Read Time: 3.1 minutes
“Write consistently”
It’s the most common piece of writing advice online.
If you’re looking for any writing advice, that’s the first on you’ll run into. But it’s incomplete. It’s partially true, but we’re missing a ton of nuance that’s critical to actually improving your writing skills.
Everyone writes daily. Just look at the amount of email sent.

But I don’t see 8 billion Shakespeare’s, Stephen King’s, Anne Lemont’s, or Mary Oliver’s out there.
We’re missing part of the equation.
Writing daily is good but it’s not enough.
It’s great advice if you’re a beginner
Beginners need to focus on just writing. Forget about the ego stats of likes, shares, and reposts. Focus on publishing your writing so you build the muscle. Beginners start writing consistently because it’s a basic skill to build like doing body-weight push-ups before weightlifting.
Focus on mastering the basics first.
But it misses nuance of actual improvement.
What the advice of “write consistently” leaves out is that you hit a plateau after 100 published pieces.
Your writing skills don’t improve. You keep repeating the same habits. Keep getting the same results. Improvement has halted.
Now you’re in a writing limbo where 99% of writers quit.
Instead, you must Edit if you want to see improvement.
Writing is nothing without editing.
Writing without editing is like training for a sport but refusing to look at past game footage. Kobe Bryant didn’t become the best through sole focus on training. He reviewed game footage and improved his skills piece by piece.
It’s the same with editing.
Editing is where you sharpen your skills. Build a consistent editing habit. And watch your writing improve.

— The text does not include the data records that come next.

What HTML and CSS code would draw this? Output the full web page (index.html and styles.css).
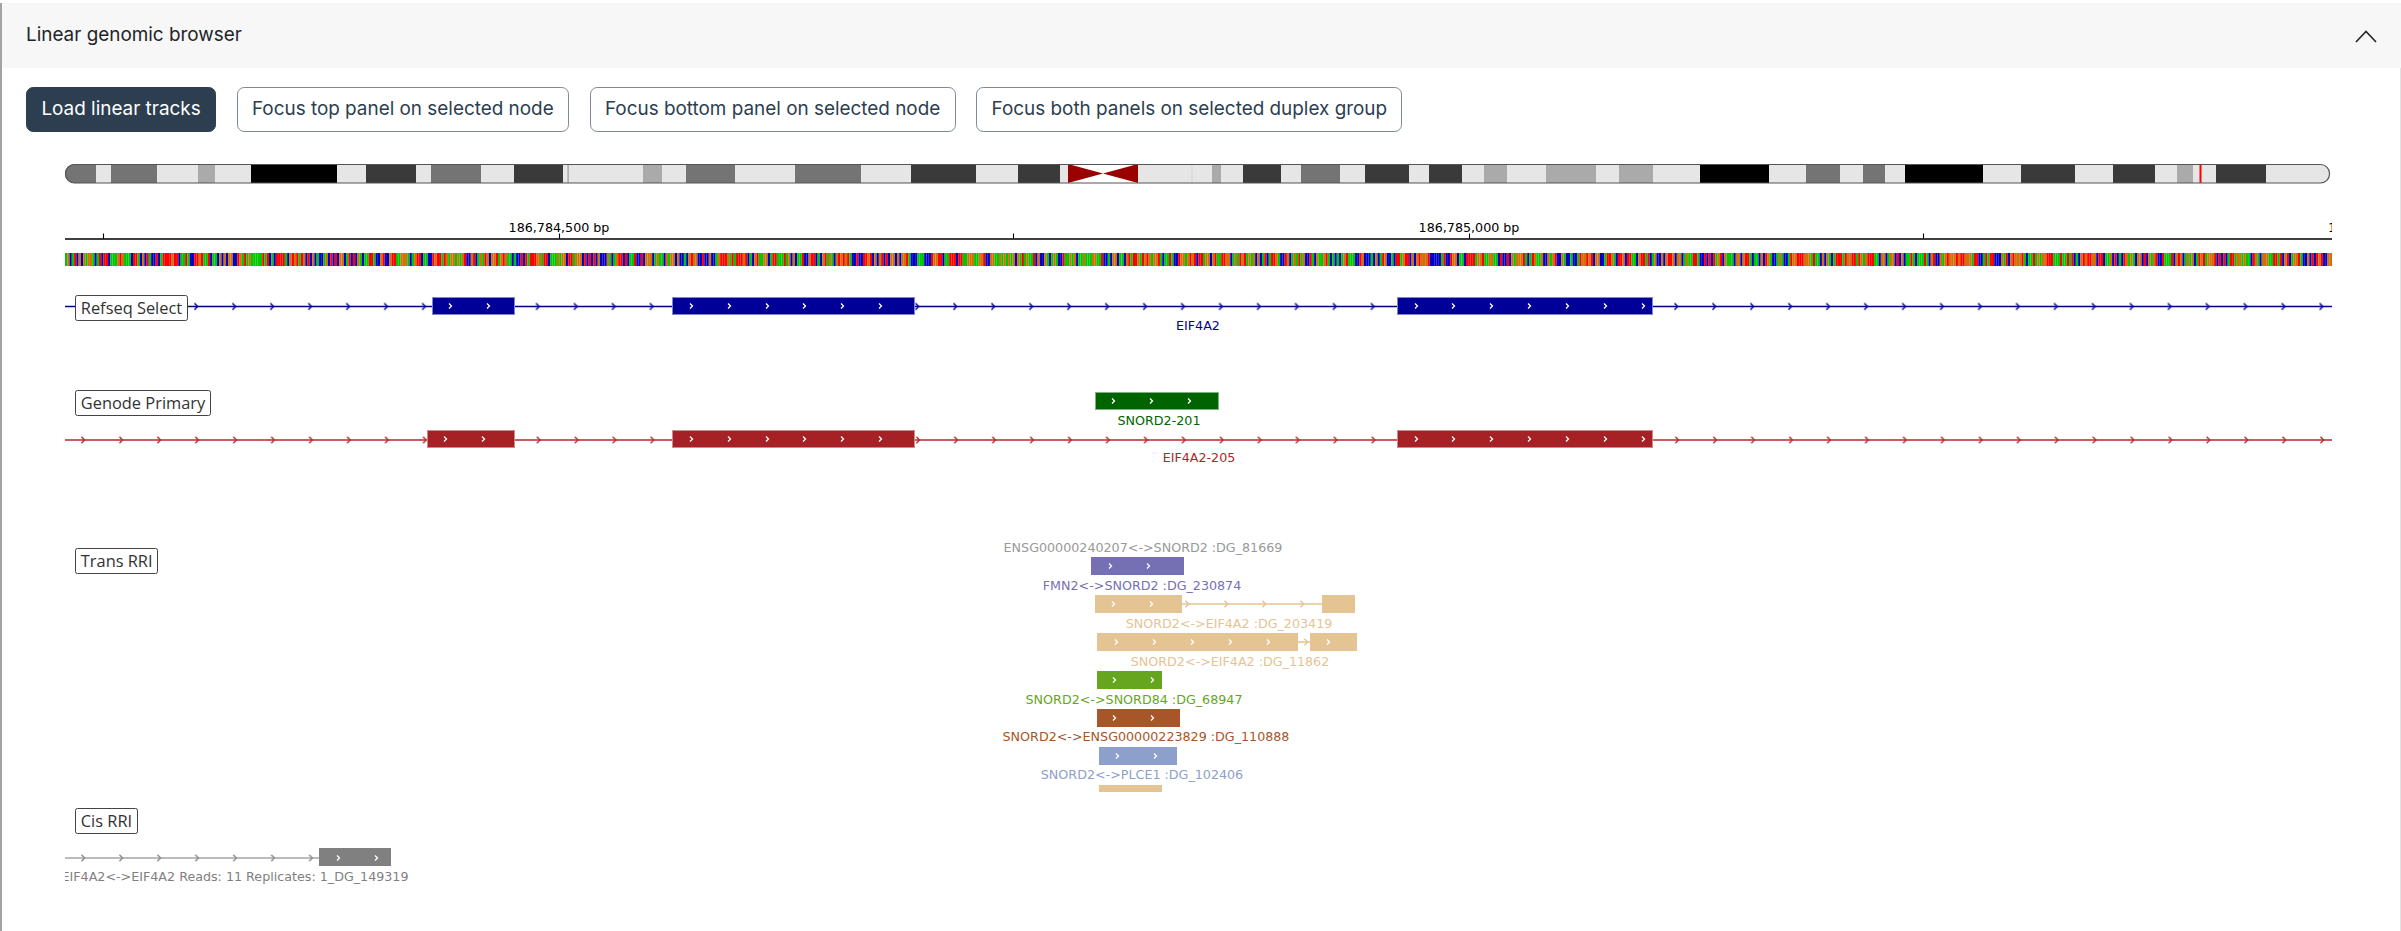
FILE: index.html
```html
<!DOCTYPE html>
<html lang="en">
<head>
<meta charset="utf-8">
<title>Linear genomic browser</title>
<link rel="stylesheet" href="styles.css">
</head>
<body>
<div class="accordion">
  <div class="acc-header">
    <span class="acc-title">Linear genomic browser</span>
    <svg class="chev" width="22" height="13" viewBox="0 0 22 13"><path d="M1 12 L11 1.5 L21 12" fill="none" stroke="#212529" stroke-width="1.6"/></svg>
  </div>
  <div class="acc-body">
    <div class="btn-row">
      <button class="btn btn-dark">Load linear tracks</button>
      <button class="btn btn-outline">Focus top panel on selected node</button>
      <button class="btn btn-outline">Focus bottom panel on selected node</button>
      <button class="btn btn-outline">Focus both panels on selected duplex group</button>
    </div>

    <div class="igv">
      <!-- ideogram -->
      <div class="track t-ideo">
        <svg width="2350" height="30" viewBox="26 159 2350 30">
          <defs>
            <clipPath id="ideoClip"><rect x="65" y="164" width="2265" height="19" rx="9.5"/></clipPath>
            <clipPath id="viewClip"><rect x="65" y="0" width="2267" height="2000"/></clipPath>
            <clipPath id="transClip"><rect x="65" y="538" width="2267" height="254"/></clipPath>
            <pattern id="arrBlue" patternUnits="userSpaceOnUse" x="193" y="302.5" width="37.95" height="8">
              <path d="M1.5 0.8 L4.6 4 L1.5 7.2" fill="none" stroke="#00008b" stroke-width="1.4"/>
            </pattern>
            <pattern id="arrRed" patternUnits="userSpaceOnUse" x="80" y="436" width="37.95" height="8">
              <path d="M1.5 0.8 L4.6 4 L1.5 7.2" fill="none" stroke="#b52a2e" stroke-width="1.4"/>
            </pattern>
            <pattern id="arrGray" patternUnits="userSpaceOnUse" x="80" y="854" width="37.95" height="8">
              <path d="M1.5 0.8 L4.6 4 L1.5 7.2" fill="none" stroke="#8a8a8a" stroke-width="1.4"/>
            </pattern>
          </defs>
          <g clip-path="url(#ideoClip)">
            <rect x="65" y="164" width="2265" height="19" fill="#e6e6e6"/>
            <g fill="#747474">
              <rect x="65" y="164" width="31" height="19"/>
              <rect x="111" y="164" width="46" height="19"/>
              <rect x="431" y="164" width="50" height="19"/>
              <rect x="686" y="164" width="49" height="19"/>
              <rect x="795" y="164" width="66" height="19"/>
              <rect x="1301" y="164" width="39" height="19"/>
              <rect x="1806" y="164" width="34" height="19"/>
              <rect x="1863" y="164" width="22" height="19"/>
            </g>
            <g fill="#aaaaaa">
              <rect x="198" y="164" width="17" height="19"/>
              <rect x="643" y="164" width="19" height="19"/>
              <rect x="1212" y="164" width="9" height="19"/>
              <rect x="1484" y="164" width="23" height="19"/>
              <rect x="1546" y="164" width="50" height="19"/>
              <rect x="1619" y="164" width="34" height="19"/>
              <rect x="2177" y="164" width="16" height="19"/>
            </g>
            <g fill="#000000">
              <rect x="251" y="164" width="86" height="19"/>
              <rect x="1700" y="164" width="69" height="19"/>
              <rect x="1905" y="164" width="78" height="19"/>
            </g>
            <g fill="#3a3a3a">
              <rect x="366" y="164" width="50" height="19"/>
              <rect x="514" y="164" width="49" height="19"/>
              <rect x="911" y="164" width="65" height="19"/>
              <rect x="1018" y="164" width="42" height="19"/>
              <rect x="1243" y="164" width="38" height="19"/>
              <rect x="1365" y="164" width="44" height="19"/>
              <rect x="1429" y="164" width="33" height="19"/>
              <rect x="2021" y="164" width="54" height="19"/>
              <rect x="2113" y="164" width="42" height="19"/>
              <rect x="2216" y="164" width="50" height="19"/>
            </g>
            <rect x="567.5" y="164" width="1.2" height="19" fill="#9a9a9a"/>
            <rect x="1191.5" y="164" width="1" height="19" fill="#d4d4d4"/>
            <rect x="1068" y="164" width="70" height="19" fill="#ffffff"/>
            <polygon points="1068,164 1068,183 1103,173.5" fill="#990000"/>
            <polygon points="1138,164 1138,183 1103,173.5" fill="#990000"/>
            <rect x="2199.5" y="164" width="2" height="19" fill="#ff0000"/>
          </g>
          <rect x="65.5" y="164.5" width="2264" height="18.5" rx="9" fill="none" stroke="#555555" stroke-width="1.2"/>
        </svg>
      </div>

      <!-- ruler -->
      <div class="track t-ruler">
        <svg width="2350" height="58" viewBox="26 189 2350 58">
          <g clip-path="url(#viewClip)" class="cv">
            <line x1="65" y1="239" x2="2332" y2="239" stroke="#000" stroke-width="1.4"/>
            <path d="M103.5 233.5V239M559.5 233.5V239M1013.5 233.5V239M1469.5 233.5V239M1923.5 233.5V239" stroke="#000" stroke-width="1.1"/>
            <text x="559" y="231.5" text-anchor="middle" fill="#000">186,784,500 bp</text>
            <text x="1469" y="231.5" text-anchor="middle" fill="#000">186,785,000 bp</text>
            <text x="2328" y="231.5" fill="#000">186,785,500 bp</text>
          </g>
        </svg>
      </div>

      <!-- sequence -->
      <div class="track t-seq">
        <svg width="2350" height="38" viewBox="26 247 2350 38">
          <g id="seq" clip-path="url(#viewClip)"></g>
        </svg>
      </div>

      <!-- Refseq Select -->
      <div class="track t-refseq">
        <svg width="2350" height="95" viewBox="26 285 2350 95">
          <g clip-path="url(#viewClip)" class="cv">
            <line x1="65" y1="306.5" x2="2332" y2="306.5" stroke="#000080" stroke-width="1.7"/>
            <rect x="65" y="302.5" width="2267" height="8" fill="url(#arrBlue)"/>
            <g fill="#000099" stroke="#8585cf" stroke-width="1">
              <rect x="432.5" y="297.5" width="82" height="17"/>
              <rect x="672.5" y="297.5" width="242" height="17"/>
              <rect x="1397.5" y="297.5" width="255" height="17"/>
            </g>
            <path fill="none" stroke="#fff" stroke-width="1.3" d="M449 303.5l2.5 2.5l-2.5 2.5M487 303.5l2.5 2.5l-2.5 2.5M690 303.5l2.5 2.5l-2.5 2.5M728 303.5l2.5 2.5l-2.5 2.5M766 303.5l2.5 2.5l-2.5 2.5M803 303.5l2.5 2.5l-2.5 2.5M841 303.5l2.5 2.5l-2.5 2.5M879 303.5l2.5 2.5l-2.5 2.5M1415 303.5l2.5 2.5l-2.5 2.5M1452 303.5l2.5 2.5l-2.5 2.5M1490 303.5l2.5 2.5l-2.5 2.5M1528 303.5l2.5 2.5l-2.5 2.5M1566 303.5l2.5 2.5l-2.5 2.5M1604 303.5l2.5 2.5l-2.5 2.5M1642 303.5l2.5 2.5l-2.5 2.5"/>
            <text x="1198" y="329.6" text-anchor="middle" fill="#000099">EIF4A2</text>
          </g>
        </svg>
        <div class="track-label">Refseq Select</div>
      </div>

      <!-- Genode Primary -->
      <div class="track t-genode">
        <svg width="2350" height="158" viewBox="26 380 2350 158">
          <g clip-path="url(#viewClip)" class="cv">
            <rect x="1095.5" y="392.5" width="123" height="17" fill="#006400" stroke="#7fb27f" stroke-width="1"/>
            <path fill="none" stroke="#fff" stroke-width="1.3" d="M1112 398.5l2.5 2.5l-2.5 2.5M1150 398.5l2.5 2.5l-2.5 2.5M1188 398.5l2.5 2.5l-2.5 2.5"/>
            <text x="1159" y="424.6" text-anchor="middle" fill="#006400">SNORD2-201</text>

            <line x1="65" y1="440" x2="2332" y2="440" stroke="#b52a2e" stroke-width="1.7"/>
            <rect x="65" y="436" width="2267" height="8" fill="url(#arrRed)"/>
            <g fill="#a52126" stroke="#cf8a8d" stroke-width="1">
              <rect x="427.5" y="430.5" width="87" height="17"/>
              <rect x="672.5" y="430.5" width="242" height="17"/>
              <rect x="1397.5" y="430.5" width="255" height="17"/>
            </g>
            <path fill="none" stroke="#fff" stroke-width="1.3" d="M444 436.5l2.5 2.5l-2.5 2.5M482 436.5l2.5 2.5l-2.5 2.5M690 436.5l2.5 2.5l-2.5 2.5M728 436.5l2.5 2.5l-2.5 2.5M766 436.5l2.5 2.5l-2.5 2.5M803 436.5l2.5 2.5l-2.5 2.5M841 436.5l2.5 2.5l-2.5 2.5M879 436.5l2.5 2.5l-2.5 2.5M1415 436.5l2.5 2.5l-2.5 2.5M1452 436.5l2.5 2.5l-2.5 2.5M1490 436.5l2.5 2.5l-2.5 2.5M1528 436.5l2.5 2.5l-2.5 2.5M1566 436.5l2.5 2.5l-2.5 2.5M1604 436.5l2.5 2.5l-2.5 2.5M1642 436.5l2.5 2.5l-2.5 2.5"/>
            <text x="1199" y="461.6" text-anchor="middle" fill="#b5242a">EIF4A2-205</text>
          </g>
        </svg>
        <div class="track-label">Genode Primary</div>
      </div>

      <!-- Trans RRI -->
      <div class="track t-trans">
        <svg width="2350" height="260" viewBox="26 538 2350 260">
          <g clip-path="url(#transClip)" class="cv">
            <text x="1143" y="551.6" text-anchor="middle" fill="#999999">ENSG00000240207&lt;-&gt;SNORD2 :DG_81669</text>

            <rect x="1091" y="557" width="93" height="18" fill="#7570b3"/>
            <path fill="none" stroke="#fff" stroke-width="1.3" d="M1109 563.5l2.5 2.5l-2.5 2.5M1147 563.5l2.5 2.5l-2.5 2.5"/>
            <text x="1142" y="589.6" text-anchor="middle" fill="#7570b3">FMN2&lt;-&gt;SNORD2 :DG_230874</text>

            <line x1="1182" y1="604" x2="1322" y2="604" stroke="#e5c494" stroke-width="1.6"/>
            <path fill="none" stroke="#e5c494" stroke-width="1.4" d="M1185.5 600.8L1188.6 604L1185.5 607.2M1224.5 600.8L1227.6 604L1224.5 607.2M1262.5 600.8L1265.6 604L1262.5 607.2M1300.5 600.8L1303.6 604L1300.5 607.2"/>
            <rect x="1095" y="595" width="87" height="18" fill="#e5c494"/>
            <rect x="1322" y="595" width="33" height="18" fill="#e5c494"/>
            <path fill="none" stroke="#fff" stroke-width="1.3" d="M1112 601.5l2.5 2.5l-2.5 2.5M1150 601.5l2.5 2.5l-2.5 2.5"/>
            <text x="1229" y="627.6" text-anchor="middle" fill="#e5c494">SNORD2&lt;-&gt;EIF4A2 :DG_203419</text>

            <line x1="1298" y1="642" x2="1310" y2="642" stroke="#e5c494" stroke-width="1.6"/>
            <path fill="none" stroke="#e5c494" stroke-width="1.4" d="M1304.5 638.8L1307.6 642L1304.5 645.2"/>
            <rect x="1097" y="633" width="201" height="18" fill="#e5c494"/>
            <rect x="1310" y="633" width="47" height="18" fill="#e5c494"/>
            <path fill="none" stroke="#fff" stroke-width="1.3" d="M1115 639.5l2.5 2.5l-2.5 2.5M1153 639.5l2.5 2.5l-2.5 2.5M1191 639.5l2.5 2.5l-2.5 2.5M1229 639.5l2.5 2.5l-2.5 2.5M1267 639.5l2.5 2.5l-2.5 2.5M1327 639.5l2.5 2.5l-2.5 2.5"/>
            <text x="1230" y="665.6" text-anchor="middle" fill="#e5c494">SNORD2&lt;-&gt;EIF4A2 :DG_11862</text>

            <rect x="1097" y="671" width="65" height="18" fill="#66a61e"/>
            <path fill="none" stroke="#fff" stroke-width="1.3" d="M1113 677.5l2.5 2.5l-2.5 2.5M1151 677.5l2.5 2.5l-2.5 2.5"/>
            <text x="1134" y="703.6" text-anchor="middle" fill="#66a61e">SNORD2&lt;-&gt;SNORD84 :DG_68947</text>

            <rect x="1097" y="709" width="83" height="18" fill="#a65628"/>
            <path fill="none" stroke="#fff" stroke-width="1.3" d="M1113 715.5l2.5 2.5l-2.5 2.5M1151 715.5l2.5 2.5l-2.5 2.5"/>
            <text x="1146" y="740.6" text-anchor="middle" fill="#a65628">SNORD2&lt;-&gt;ENSG00000223829 :DG_110888</text>

            <rect x="1099" y="747" width="78" height="18" fill="#8da0cb"/>
            <path fill="none" stroke="#fff" stroke-width="1.3" d="M1116 753.5l2.5 2.5l-2.5 2.5M1154 753.5l2.5 2.5l-2.5 2.5"/>
            <text x="1142" y="778.6" text-anchor="middle" fill="#8da0cb">SNORD2&lt;-&gt;PLCE1 :DG_102406</text>

            <rect x="1099" y="785" width="63" height="18" fill="#e5c494"/>
          </g>
        </svg>
        <div class="track-label">Trans RRI</div>
      </div>

      <!-- Cis RRI -->
      <div class="track t-cis">
        <svg width="2350" height="133" viewBox="26 798 2350 133">
          <g clip-path="url(#viewClip)" class="cv">
            <line x1="65" y1="858" x2="319" y2="858" stroke="#a6a6a6" stroke-width="1.6"/>
            <rect x="65" y="854" width="252" height="8" fill="url(#arrGray)"/>
            <rect x="319" y="848" width="72" height="18" fill="#808080"/>
            <path fill="none" stroke="#fff" stroke-width="1.3" d="M337 855.5l2.5 2.5l-2.5 2.5M375 855.5l2.5 2.5l-2.5 2.5"/>
            <text x="61.5" y="880.6" fill="#808080">EIF4A2&lt;-&gt;EIF4A2 Reads: 11 Replicates: 1_DG_149319</text>
          </g>
        </svg>
        <div class="track-label">Cis RRI</div>
      </div>
    </div>
  </div>
</div>
<script src="script.js"></script>
</body>
</html>
```

FILE: styles.css
```css
* { box-sizing: border-box; }

html, body {
  margin: 0;
  padding: 0;
  background: #ffffff;
  overflow: hidden;
}

body {
  font-family: Inter, "Noto Sans", sans-serif;
  color: #212529;
}

.accordion {
  margin-top: 3px;
  border-left: 2px solid #a3a3a3;
}

.acc-header {
  display: flex;
  align-items: center;
  justify-content: space-between;
  height: 65px;
  padding: 0 24px;
  background: #f7f7f7;
}

.acc-title {
  font-size: 18.9px;
  line-height: 28.8px;
  color: #212529;
}

.chev {
  display: block;
  margin-top: 1px;
}

.acc-body {
  padding: 19px 24px 0 24px;
  border-right: 1px solid #e2e2e2;
}

.btn-row {
  display: flex;
  gap: 20.5px;
}

.btn {
  font-family: Inter, "Noto Sans", sans-serif;
  font-size: 18.9px;
  line-height: 28.8px;
  padding: 7.2px 14.4px;
  border-radius: 7.2px;
  border: 1.2px solid;
  cursor: pointer;
  white-space: nowrap;
}

.btn-dark {
  background: #2c3e50;
  border-color: #2c3e50;
  color: #ffffff;
}

.btn-outline {
  background: #ffffff;
  border-color: #7d8a96;
  color: #2c3e50;
}

.igv {
  margin-top: 26.4px;
  display: flex;
  flex-direction: column;
}

.track {
  position: relative;
  flex: none;
}

.track svg {
  display: block;
}

.t-ideo { height: 30px; }
.t-ruler { height: 58px; }
.t-seq { height: 38px; }
.t-refseq { height: 95px; }
.t-genode { height: 158px; }
.t-trans { height: 260px; }
.t-cis { height: 133px; }

.cv {
  font-family: "DejaVu Sans", sans-serif;
  font-size: 12.7px;
}

.track-label {
  position: absolute;
  left: 49px;
  top: 10px;
  padding: 0 4.8px;
  font-family: "Open Sans", sans-serif;
  font-size: 16.4px;
  line-height: 24.4px;
  color: #333333;
  background: #ffffff;
  border: 1.2px solid #444444;
  border-radius: 2.4px;
  white-space: nowrap;
}
```

FILE: script.js
```js
(function () {
  var g = document.getElementById('seq');
  if (!g) return;
  var colors = ['rgb(0,200,0)', 'rgb(0,0,200)', 'rgb(255,0,0)', 'rgb(209,113,5)'];
  var seed = 20240611;
  function rand() {
    seed = (seed * 1103515245 + 12345) % 2147483648;
    return seed / 2147483648;
  }
  var n = 1000, x0 = 65, total = 2267, w = total / n;
  var out = [];
  for (var i = 0; i < n; i++) {
    var c = colors[Math.floor(rand() * 4)];
    out.push('<rect x="' + (x0 + i * w).toFixed(2) + '" y="253" width="' + w.toFixed(2) + '" height="13" fill="' + c + '"/>');
  }
  g.innerHTML = out.join('');
})();
```
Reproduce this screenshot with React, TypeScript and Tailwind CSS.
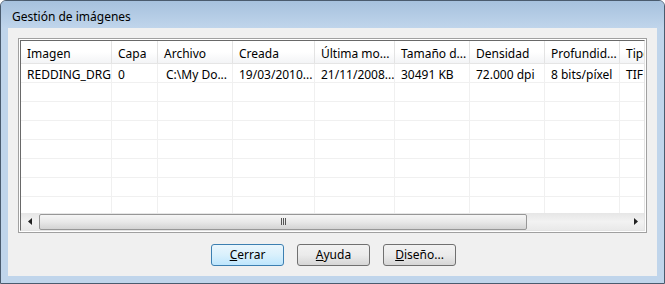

Here’s a Strategy for Improving your Writing:
Strategy Sections are arranged in 3 steps:
The Diagnosis: What’s the root problem?
The Compass: How do you overcome unexpected hurdles?
The Action Plan: What are the tactics to solve the problem?
The Diagnosis: The problem is that you’ve never written before.
The Compass: Focus on Output.
The Action Plan: Publish & Edit
Publish to a regular cadence. Whatever you can keep up.
But follow an editing plan before you publish like the following:
Stage 1) Edit for Intentions — Are your word choices clear?
Stage 2) Edit for Hooks — Is it engaging for the reader?
Stage 3) Edit for Clarity — Is it clear?
Following any type of editing plan will improve your writing skills.